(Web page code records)

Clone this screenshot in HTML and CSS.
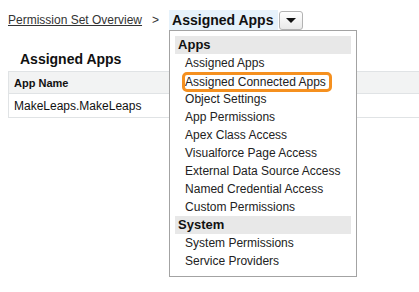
FILE: index.html
```html
<!DOCTYPE html>
<html lang="en">
<head>
    <meta charset="UTF-8">
    <title>Assigned Apps</title>
    <link rel="stylesheet" href="styles.css">
</head>
<body>
    <div class="breadcrumb">
        <a href="#" class="crumb-link">Permission Set Overview</a>
        <span class="crumb-sep">&gt;</span>
        <div class="crumb-current">
            <span class="current-title">Assigned Apps</span>
            <button class="menu-toggle" aria-label="Open menu"><span class="caret"></span></button>

            <div class="jump-menu">
                <div class="menu-group">Apps</div>
                <div class="menu-item">Assigned Apps</div>
                <div class="menu-item"><span class="callout">Assigned Connected Apps</span></div>
                <div class="menu-item">Object Settings</div>
                <div class="menu-item">App Permissions</div>
                <div class="menu-item">Apex Class Access</div>
                <div class="menu-item">Visualforce Page Access</div>
                <div class="menu-item">External Data Source Access</div>
                <div class="menu-item">Named Credential Access</div>
                <div class="menu-item">Custom Permissions</div>
                <div class="menu-group">System</div>
                <div class="menu-item">System Permissions</div>
                <div class="menu-item">Service Providers</div>
            </div>
        </div>
    </div>

    <div class="section">
        <h2 class="section-title">Assigned Apps</h2>
        <table class="app-table">
            <thead>
                <tr><th>App Name</th></tr>
            </thead>
            <tbody>
                <tr><td>MakeLeaps.MakeLeaps</td></tr>
            </tbody>
        </table>
    </div>
</body>
</html>
```

FILE: styles.css
```css
:root {
    --text-dark: #1e1e1e;
    --border-light: #e0e3e5;
    --header-bg: #f2f3f3;
    --menu-border: #a3a3a3;
    --callout: #f5901f;
}

html, body {
    height: 100%;
}

body {
    margin: 0;
    background: #ffffff;
    font-family: "Liberation Sans", Arial, sans-serif;
    color: var(--text-dark);
}

.breadcrumb {
    position: relative;
    z-index: 10;
    display: flex;
    align-items: center;
    padding: 10px 0 0 8px;
    height: 20px;
}

.crumb-link {
    font-size: 12px;
    color: #333;
    text-decoration: underline;
}

.crumb-sep {
    font-size: 12px;
    margin: 0 10px 0 10px;
    color: #333;
}

.crumb-current {
    position: relative;
    display: flex;
    align-items: center;
}

.current-title {
    display: block;
    font-size: 14px;
    font-weight: bold;
    line-height: 20px;
    padding: 0 5px 0 3px;
    background: #e6f2fb;
    color: #111;
}

.menu-toggle {
    width: 24px;
    height: 19px;
    margin-left: 1px;
    padding: 0;
    border: 1px solid #b3b3b3;
    border-radius: 3px;
    background: linear-gradient(#ffffff, #e9e9e9);
    display: flex;
    align-items: center;
    justify-content: center;
}

.caret {
    width: 0;
    height: 0;
    border-left: 5px solid transparent;
    border-right: 5px solid transparent;
    border-top: 5px solid #111;
}

.jump-menu {
    position: absolute;
    top: 20px;
    left: 0;
    width: 176px;
    padding: 5px 5px 6px;
    background: #ffffff;
    border: 1px solid var(--menu-border);
}

.menu-group {
    font-size: 13px;
    font-weight: bold;
    line-height: 18px;
    padding-left: 3px;
    background: #e8e8e8;
    color: #111;
}

.menu-item {
    font-size: 12px;
    line-height: 18px;
    padding-left: 10px;
    color: #222;
}

.callout {
    display: inline-block;
    line-height: 14px;
    padding-right: 3px;
    vertical-align: middle;
    border-radius: 2px;
    outline: 3px solid var(--callout);
    outline-offset: 0;
}

.section {
    margin-top: 21px;
    padding-left: 8px;
    overflow: hidden;
}

.section-title {
    margin: 0 0 4px 12px;
    font-size: 14px;
    font-weight: bold;
    line-height: 16px;
    color: #111;
}

.app-table {
    width: calc(100% + 20px);
    border-collapse: collapse;
    border-left: 1px solid var(--border-light);
}

.app-table th {
    text-align: left;
    font-size: 11px;
    font-weight: bold;
    height: 21px;
    padding: 0 5px;
    background: var(--header-bg);
    border-top: 1px solid var(--border-light);
    border-bottom: 1px solid var(--border-light);
    color: #111;
}

.app-table td {
    font-size: 12px;
    height: 23px;
    padding: 0 5px;
    border-bottom: 1px solid var(--border-light);
    color: #111;
}
```
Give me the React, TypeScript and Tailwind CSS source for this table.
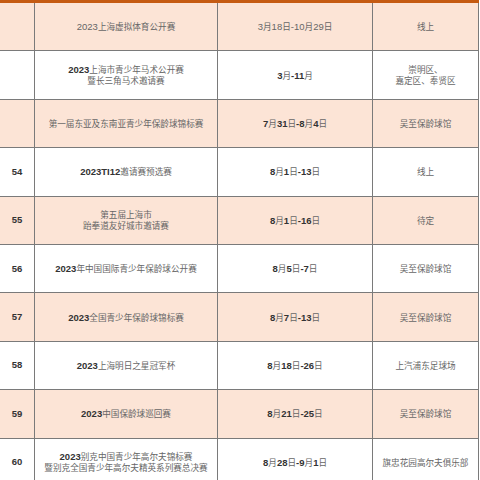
import React from 'react'

type Row = {
  no: string
  name: string[]
  date: string
  place: string[]
  pink: boolean
  plain?: boolean
}

const rows: Row[] = [
  { no: '', name: ['2023上海虚拟体育公开赛'], date: '3月18日-10月29日', place: ['线上'], pink: true, plain: true },
  { no: '', name: ['2023上海市青少年马术公开赛', '暨长三角马术邀请赛'], date: '3月-11月', place: ['崇明区、', '嘉定区、奉贤区'], pink: false },
  { no: '', name: ['第一届东亚及东南亚青少年保龄球锦标赛'], date: '7月31日-8月4日', place: ['吴至保龄球馆'], pink: true },
  { no: '54', name: ['2023TI12邀请赛预选赛'], date: '8月1日-13日', place: ['线上'], pink: false },
  { no: '55', name: ['第五届上海市', '跆拳道友好城市邀请赛'], date: '8月1日-16日', place: ['待定'], pink: true },
  { no: '56', name: ['2023年中国国际青少年保龄球公开赛'], date: '8月5日-7日', place: ['吴至保龄球馆'], pink: false },
  { no: '57', name: ['2023全国青少年保龄球锦标赛'], date: '8月7日-13日', place: ['吴至保龄球馆'], pink: true },
  { no: '58', name: ['2023上海明日之星冠军杯'], date: '8月18日-26日', place: ['上汽浦东足球场'], pink: false },
  { no: '59', name: ['2023中国保龄球巡回赛'], date: '8月21日-25日', place: ['吴至保龄球馆'], pink: true },
  { no: '60', name: ['2023别克中国青少年高尔夫锦标赛', '暨别克全国青少年高尔夫精英系列赛总决赛'], date: '8月28日-9月1日', place: ['旗忠花园高尔夫俱乐部'], pink: false },
]

// split into latin/digit runs (bold sans) and CJK runs (light gray)
function Mixed({ text, plain }: { text: string; plain?: boolean }) {
  const parts = text.match(/[A-Za-z0-9\-]+|[^A-Za-z0-9\-]+/g) || []
  return (
    <>
      {parts.map((p, i) =>
        /^[A-Za-z0-9\-]+$/.test(p) ? (
          <span
            key={i}
            className={
              plain
                ? "font-['Liberation_Sans',sans-serif] text-[#666] text-[9.5px]"
                : "font-['Liberation_Sans',sans-serif] font-bold text-[#333] text-[9.5px]"
            }
          >
            {p}
          </span>
        ) : (
          <span key={i} className="text-[#666]">
            {p}
          </span>
        )
      )}
    </>
  )
}

function Cell({ lines, plain, className }: { lines: string[]; plain?: boolean; className?: string }) {
  return (
    <div className={'flex flex-col items-center justify-center text-center leading-[11px] ' + (className || '')}>
      {lines.map((l, i) => (
        <div key={i} className="whitespace-nowrap">
          <Mixed text={l} plain={plain} />
        </div>
      ))}
    </div>
  )
}

export default function App() {
  return (
    <div className="w-[480px] h-[480px] overflow-hidden bg-white font-['Noto_Sans_CJK_SC',sans-serif] text-[8.6px]">
      <div className="w-[479px] h-[3px] bg-[#c55a11]" />
      <div className="w-[479px] flex flex-col">
        {rows.map((r, i) => (
          <div
            key={i}
            className={
              'grid grid-cols-[35px_183px_155px_1fr] h-[48.4px] border-b border-[#7a7a7a] shrink-0 ' +
              (r.pink ? 'bg-[#fce4d6]' : 'bg-white')
            }
          >
            <div className="flex items-center justify-center border-r border-[#7a7a7a] font-['Liberation_Sans',sans-serif] font-bold text-[9.5px] text-[#333]">
              {r.no}
            </div>
            <Cell lines={r.name} plain={r.plain} className="border-r border-[#7a7a7a]" />
            <Cell lines={[r.date]} plain={r.plain} className="border-r border-[#7a7a7a]" />
            <Cell lines={r.place} className="border-r border-[#7a7a7a]" />
          </div>
        ))}
      </div>
    </div>
  )
}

■ INSTRUCTIONS FOR THE TASK
Each line that contains the word "this" counts toward the total; give only that total.

■ ANSWER
2